- Episode no.: Season 13 Episode 16
- Directed by: Robert Singer (live-action); Spike Brandt (animation);
- Written by: Jim Krieg; Jeremy Adams;
- Cinematography by: Serge Ladouceur (live-action)
- Editing by: Donald L. Koch (live-action)
- Production code: T13.20566
- Original air date: March 29, 2018
- Running time: 42 minutes

Episode chronology
| ← Previous "A Most Holy Man" | Next → "The Thing" |
- Supernatural season 13

= Scoobynatural =

"Scoobynatural" is the 16th episode of the 13th season of the paranormal drama series Supernatural, and the 280th episode overall. The episode was written by Jim Krieg and Jeremy Adams and directed in live-action by Robert Singer and in animation by Spike Brandt. It is the only Supernatural episode to be mostly animated, with animation produced by Warner Bros. Animation. It was first broadcast on March 29, 2018, on The CW. In the episode, Sam, Dean, and Castiel are sucked into the animated world of Scooby-Doo and must help the Scooby Gang solve a mystery when a real ghost crashes the events of the 1970 Scooby-Doo, Where Are You! episode "A Night of Fright Is No Delight".

The four current voice actors who appear in current Scooby-Doo media reprise their roles for the episode: Frank Welker as Scooby-Doo and Fred Jones, Matthew Lillard as Shaggy Rogers, Grey DeLisle as Daphne Blake, and Kate Micucci as Velma Dinkley.

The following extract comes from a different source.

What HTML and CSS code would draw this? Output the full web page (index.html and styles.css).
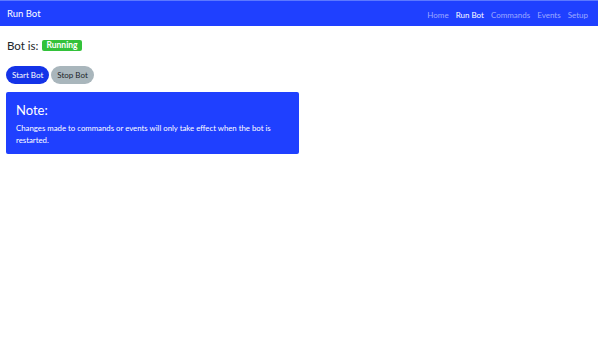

The episode received critical acclaim for its humor, meta references, sense of nostalgia, and the natural fit between the two series.

==Plot==
After stopping a plush dinosaur that comes to life in a pawn shop and attacks, the grateful owner gives Dean a new TV for free. While testing out the TV, the Winchesters are sucked into Dean's favorite episode ("A Night of Fright Is No Delight") of Scooby-Doo, Where Are You!, followed soon after by Castiel. To the group's shock, they discover an actual ghost that begins killing people (including the real culprit Cosgood Creeps) and the Winchesters and the Scooby Gang are forced to team up together to stop it. Working together, the Winchesters and the Scooby Gang trap the ghost, who reveals himself to be a young boy who is being used by a greedy real estate developer in the real world to scare away reluctant shop owners. The ghost helps the Winchesters and Castiel fool the Scooby Gang into thinking that it was a human villain with the ghost boy turning into Cosgood Creeps before returning the Winchesters and Castiel to the real world. There, the three put the ghost to rest and get the criminal arrested for tax evasion. Before getting sucked into Scooby-Doo, Castiel is shown to have gotten the fruit from the Tree of Life, bringing the Winchesters one step closer to their goal of opening a portal to Apocalypse World.

==Production==
The idea of a crossover episode with Scooby-Doo had been discussed by the writers and producers of Supernatural for several years. The ability to do a crossover was made possible because the rights to both shows are owned by Warner Bros.

==Reception==
The episode received critical acclaim. In her review for Den of Geek, Bridget LaMonica gave the episode a score of 5/5, calling it a "milestone" and "a shameless dose of humor and nostalgia that found a way to blend two tonally different series." Samantha Highfill of EW echoed the sentiment and gave the episode an "A" grade, adding that "No other show could do this and do it so well." Kaitlin Thomas of TVGuide compared the episode favorably to past meta-installments "Changing Channels" and "The French Mistake" and said that it "is destined to become an instant classic."